"""

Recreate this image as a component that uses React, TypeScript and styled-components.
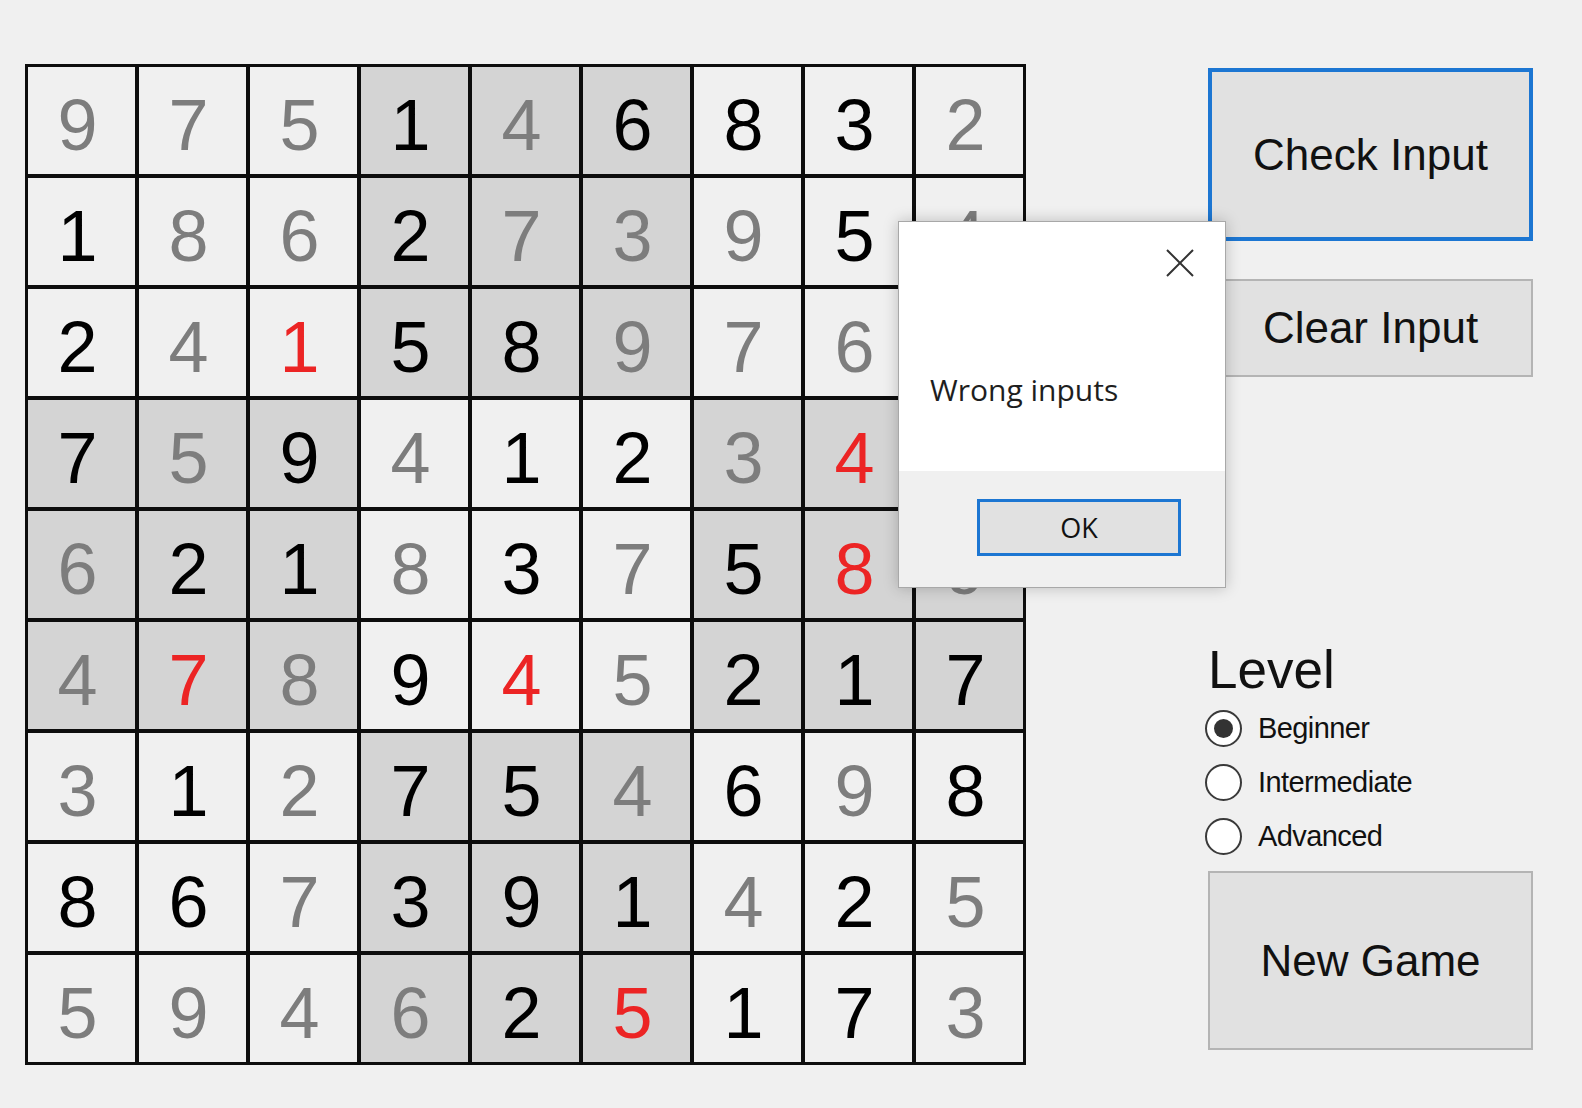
import React from 'react';
import styled, { createGlobalStyle } from 'styled-components';

const GlobalStyle = createGlobalStyle`
  body {
    margin: 0;
    background: #f0f0f0;
  }
`;

type Tone = 'given' | 'entered' | 'wrong';

const toneColor: Record<Tone, string> = {
  given: '#000000',
  entered: '#7d7d7d',
  wrong: '#ec2424',
};

// b = given (black), g = entered (gray), r = wrong (red), "--" = hidden behind the dialog
const rows = [
  '9g7g5g1b4g6b8b3b2g',
  '1b8g6g2b7g3g9g5b4g',
  '2b4g1r5b8b9g7g6g--',
  '7b5g9b4g1b2b3g4r--',
  '6g2b1b8g3b7g5b8r9g',
  '4g7r8g9b4r5g2b1b7b',
  '3g1b2g7b5b4g6b9g8b',
  '8b6b7g3b9b1b4g2b5g',
  '5g9g4g6g2b5r1b7b3g',
];

const codeTone: Record<string, Tone> = { b: 'given', g: 'entered', r: 'wrong', '-': 'entered' };

const Page = styled.div`
  position: relative;
  display: flex;
  align-items: flex-start;
  box-sizing: border-box;
  min-height: 100vh;
  padding: 64px 0 0 25px;
  font-family: 'Liberation Sans', Arial, sans-serif;
`;

const Board = styled.div`
  display: grid;
  grid-template-columns: repeat(9, 107px);
  grid-auto-rows: 107px;
  gap: 4px;
  padding: 3px;
  background: #0d0d0d;
`;

const Cell = styled.div<{ $dark: boolean; $tone: Tone }>`
  display: flex;
  align-items: center;
  justify-content: center;
  box-sizing: border-box;
  padding: 8px 8px 0 0;
  background: ${({ $dark }) => ($dark ? '#d4d4d4' : '#f0f0f0')};
  color: ${({ $tone }) => toneColor[$tone]};
  font-family: 'Liberation Sans', Arial, sans-serif;
  font-size: 72px;
`;

const Side = styled.div`
  display: flex;
  flex-direction: column;
  width: 325px;
  margin: 4px 0 0 182px;
`;

const PanelButton = styled.button<{ $focused?: boolean; $height: number }>`
  box-sizing: border-box;
  width: 100%;
  height: ${({ $height }) => $height}px;
  padding: 0;
  border: ${({ $focused }) => ($focused ? '4px solid #1c76d2' : '2px solid #b4b4b4')};
  background: #e1e1e1;
  color: #111;
  font-family: 'Liberation Sans', Arial, sans-serif;
  font-size: 44px;
`;

const ClearButton = styled(PanelButton)`
  margin-top: 38px;
`;

const LevelLabel = styled.div`
  margin-top: 266px;
  font-size: 53px;
  line-height: 1;
  color: #111;
`;

const RadioList = styled.div`
  display: flex;
  flex-direction: column;
  margin: 5px 0 0 -3px;
`;

const RadioRow = styled.label`
  display: flex;
  align-items: center;
  height: 54px;
  gap: 16px;
  font-size: 29px;
  letter-spacing: -0.6px;
  color: #111;
`;

const RadioCircle = styled.span<{ $checked: boolean }>`
  display: flex;
  align-items: center;
  justify-content: center;
  box-sizing: border-box;
  width: 37px;
  height: 37px;
  border: 2px solid #3a3a3a;
  border-radius: 50%;
  background: #fff;

  &::after {
    content: '';
    display: ${({ $checked }) => ($checked ? 'block' : 'none')};
    width: 19px;
    height: 19px;
    border-radius: 50%;
    background: #333;
  }
`;

const NewGameButton = styled(PanelButton)`
  margin-top: 8px;
`;

const Dialog = styled.div`
  position: absolute;
  left: 898px;
  top: 221px;
  box-sizing: border-box;
  width: 328px;
  height: 367px;
  display: flex;
  flex-direction: column;
  border: 1px solid #a8a8a8;
  background: #f0f0f0;
  box-shadow: 0 0 14px rgba(0, 0, 0, 0.22);
  font-family: 'Open Sans', 'Noto Sans', sans-serif;
`;

const DialogBody = styled.div`
  display: flex;
  flex-direction: column;
  box-sizing: border-box;
  height: 249px;
  padding: 27px 31px 0 31px;
  background: #fff;
`;

const CloseRow = styled.div`
  display: flex;
  justify-content: flex-end;
`;

const Message = styled.div`
  margin-top: 98px;
  font-size: 30px;
  line-height: 1;
  color: #1e1e1e;
`;

const DialogFooter = styled.div`
  display: flex;
  justify-content: flex-end;
  padding: 28px 44px 0 0;
`;

const OkButton = styled.button`
  box-sizing: border-box;
  width: 204px;
  height: 57px;
  border: 3px solid #1c76d2;
  background: #e1e1e1;
  color: #111;
  font-family: 'Open Sans', 'Noto Sans', sans-serif;
  font-size: 27px;
  padding: 0;
`;

const CloseIcon: React.FC = () => (
  <svg width="28" height="28" viewBox="0 0 28 28">
    <path d="M1 1 L27 27 M27 1 L1 27" stroke="#333" strokeWidth="2" fill="none" />
  </svg>
);

const levels = ['Beginner', 'Intermediate', 'Advanced'];

const App: React.FC = () => {
  return (
    <Page>
      <GlobalStyle />
      <Board>
        {rows.map((row, r) =>
          Array.from({ length: 9 }, (_, c) => {
            const digit = row[c * 2];
            const tone = codeTone[row[c * 2 + 1]];
            const dark = (Math.floor(r / 3) + Math.floor(c / 3)) % 2 === 1;
            return (
              <Cell key={`${r}-${c}`} $dark={dark} $tone={tone}>
                {digit === '-' ? null : digit}
              </Cell>
            );
          })
        )}
      </Board>
      <Side>
        <PanelButton $focused $height={173}>Check Input</PanelButton>
        <ClearButton $height={98}>Clear Input</ClearButton>
        <LevelLabel>Level</LevelLabel>
        <RadioList>
          {levels.map((level, i) => (
            <RadioRow key={level}>
              <RadioCircle $checked={i === 0} />
              {level}
            </RadioRow>
          ))}
        </RadioList>
        <NewGameButton $height={179}>New Game</NewGameButton>
      </Side>
      <Dialog>
        <DialogBody>
          <CloseRow>
            <CloseIcon />
          </CloseRow>
          <Message>Wrong inputs</Message>
        </DialogBody>
        <DialogFooter>
          <OkButton>OK</OkButton>
        </DialogFooter>
      </Dialog>
    </Page>
  );
};

export default App;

"""

Omit the pictures, then output the rest of the listing exactly.

Recreate this image as a component that uses React, TypeScript and styled-components.
import React from 'react';
import styled, { createGlobalStyle } from 'styled-components';

const GlobalStyle = createGlobalStyle`
  body {
    margin: 0;
    background: #f0f0f0;
  }
`;

type Tone = 'given' | 'entered' | 'wrong';

const toneColor: Record<Tone, string> = {
  given: '#000000',
  entered: '#7d7d7d',
  wrong: '#ec2424',
};

// b = given (black), g = entered (gray), r = wrong (red), "--" = hidden behind the dialog
const rows = [
  '9g7g5g1b4g6b8b3b2g',
  '1b8g6g2b7g3g9g5b4g',
  '2b4g1r5b8b9g7g6g--',
  '7b5g9b4g1b2b3g4r--',
  '6g2b1b8g3b7g5b8r9g',
  '4g7r8g9b4r5g2b1b7b',
  '3g1b2g7b5b4g6b9g8b',
  '8b6b7g3b9b1b4g2b5g',
  '5g9g4g6g2b5r1b7b3g',
];

const codeTone: Record<string, Tone> = { b: 'given', g: 'entered', r: 'wrong', '-': 'entered' };

const Page = styled.div`
  position: relative;
  display: flex;
  align-items: flex-start;
  box-sizing: border-box;
  min-height: 100vh;
  padding: 64px 0 0 25px;
  font-family: 'Liberation Sans', Arial, sans-serif;
`;

const Board = styled.div`
  display: grid;
  grid-template-columns: repeat(9, 107px);
  grid-auto-rows: 107px;
  gap: 4px;
  padding: 3px;
  background: #0d0d0d;
`;

const Cell = styled.div<{ $dark: boolean; $tone: Tone }>`
  display: flex;
  align-items: center;
  justify-content: center;
  box-sizing: border-box;
  padding: 8px 8px 0 0;
  background: ${({ $dark }) => ($dark ? '#d4d4d4' : '#f0f0f0')};
  color: ${({ $tone }) => toneColor[$tone]};
  font-family: 'Liberation Sans', Arial, sans-serif;
  font-size: 72px;
`;

const Side = styled.div`
  display: flex;
  flex-direction: column;
  width: 325px;
  margin: 4px 0 0 182px;
`;

const PanelButton = styled.button<{ $focused?: boolean; $height: number }>`
  box-sizing: border-box;
  width: 100%;
  height: ${({ $height }) => $height}px;
  padding: 0;
  border: ${({ $focused }) => ($focused ? '4px solid #1c76d2' : '2px solid #b4b4b4')};
  background: #e1e1e1;
  color: #111;
  font-family: 'Liberation Sans', Arial, sans-serif;
  font-size: 44px;
`;

const ClearButton = styled(PanelButton)`
  margin-top: 38px;
`;

const LevelLabel = styled.div`
  margin-top: 266px;
  font-size: 53px;
  line-height: 1;
  color: #111;
`;

const RadioList = styled.div`
  display: flex;
  flex-direction: column;
  margin: 5px 0 0 -3px;
`;

const RadioRow = styled.label`
  display: flex;
  align-items: center;
  height: 54px;
  gap: 16px;
  font-size: 29px;
  letter-spacing: -0.6px;
  color: #111;
`;

const RadioCircle = styled.span<{ $checked: boolean }>`
  display: flex;
  align-items: center;
  justify-content: center;
  box-sizing: border-box;
  width: 37px;
  height: 37px;
  border: 2px solid #3a3a3a;
  border-radius: 50%;
  background: #fff;

  &::after {
    content: '';
    display: ${({ $checked }) => ($checked ? 'block' : 'none')};
    width: 19px;
    height: 19px;
    border-radius: 50%;
    background: #333;
  }
`;

const NewGameButton = styled(PanelButton)`
  margin-top: 8px;
`;

const Dialog = styled.div`
  position: absolute;
  left: 898px;
  top: 221px;
  box-sizing: border-box;
  width: 328px;
  height: 367px;
  display: flex;
  flex-direction: column;
  border: 1px solid #a8a8a8;
  background: #f0f0f0;
  box-shadow: 0 0 14px rgba(0, 0, 0, 0.22);
  font-family: 'Open Sans', 'Noto Sans', sans-serif;
`;

const DialogBody = styled.div`
  display: flex;
  flex-direction: column;
  box-sizing: border-box;
  height: 249px;
  padding: 27px 31px 0 31px;
  background: #fff;
`;

const CloseRow = styled.div`
  display: flex;
  justify-content: flex-end;
`;

const Message = styled.div`
  margin-top: 98px;
  font-size: 30px;
  line-height: 1;
  color: #1e1e1e;
`;

const DialogFooter = styled.div`
  display: flex;
  justify-content: flex-end;
  padding: 28px 44px 0 0;
`;

const OkButton = styled.button`
  box-sizing: border-box;
  width: 204px;
  height: 57px;
  border: 3px solid #1c76d2;
  background: #e1e1e1;
  color: #111;
  font-family: 'Open Sans', 'Noto Sans', sans-serif;
  font-size: 27px;
  padding: 0;
`;

const CloseIcon: React.FC = () => (
  <svg width="28" height="28" viewBox="0 0 28 28">
    <path d="M1 1 L27 27 M27 1 L1 27" stroke="#333" strokeWidth="2" fill="none" />
  </svg>
);

const levels = ['Beginner', 'Intermediate', 'Advanced'];

const App: React.FC = () => {
  return (
    <Page>
      <GlobalStyle />
      <Board>
        {rows.map((row, r) =>
          Array.from({ length: 9 }, (_, c) => {
            const digit = row[c * 2];
            const tone = codeTone[row[c * 2 + 1]];
            const dark = (Math.floor(r / 3) + Math.floor(c / 3)) % 2 === 1;
            return (
              <Cell key={`${r}-${c}`} $dark={dark} $tone={tone}>
                {digit === '-' ? null : digit}
              </Cell>
            );
          })
        )}
      </Board>
      <Side>
        <PanelButton $focused $height={173}>Check Input</PanelButton>
        <ClearButton $height={98}>Clear Input</ClearButton>
        <LevelLabel>Level</LevelLabel>
        <RadioList>
          {levels.map((level, i) => (
            <RadioRow key={level}>
              <RadioCircle $checked={i === 0} />
              {level}
            </RadioRow>
          ))}
        </RadioList>
        <NewGameButton $height={179}>New Game</NewGameButton>
      </Side>
      <Dialog>
        <DialogBody>
          <CloseRow>
            <CloseIcon />
          </CloseRow>
          <Message>Wrong inputs</Message>
        </DialogBody>
        <DialogFooter>
          <OkButton>OK</OkButton>
        </DialogFooter>
      </Dialog>
    </Page>
  );
};

export default App;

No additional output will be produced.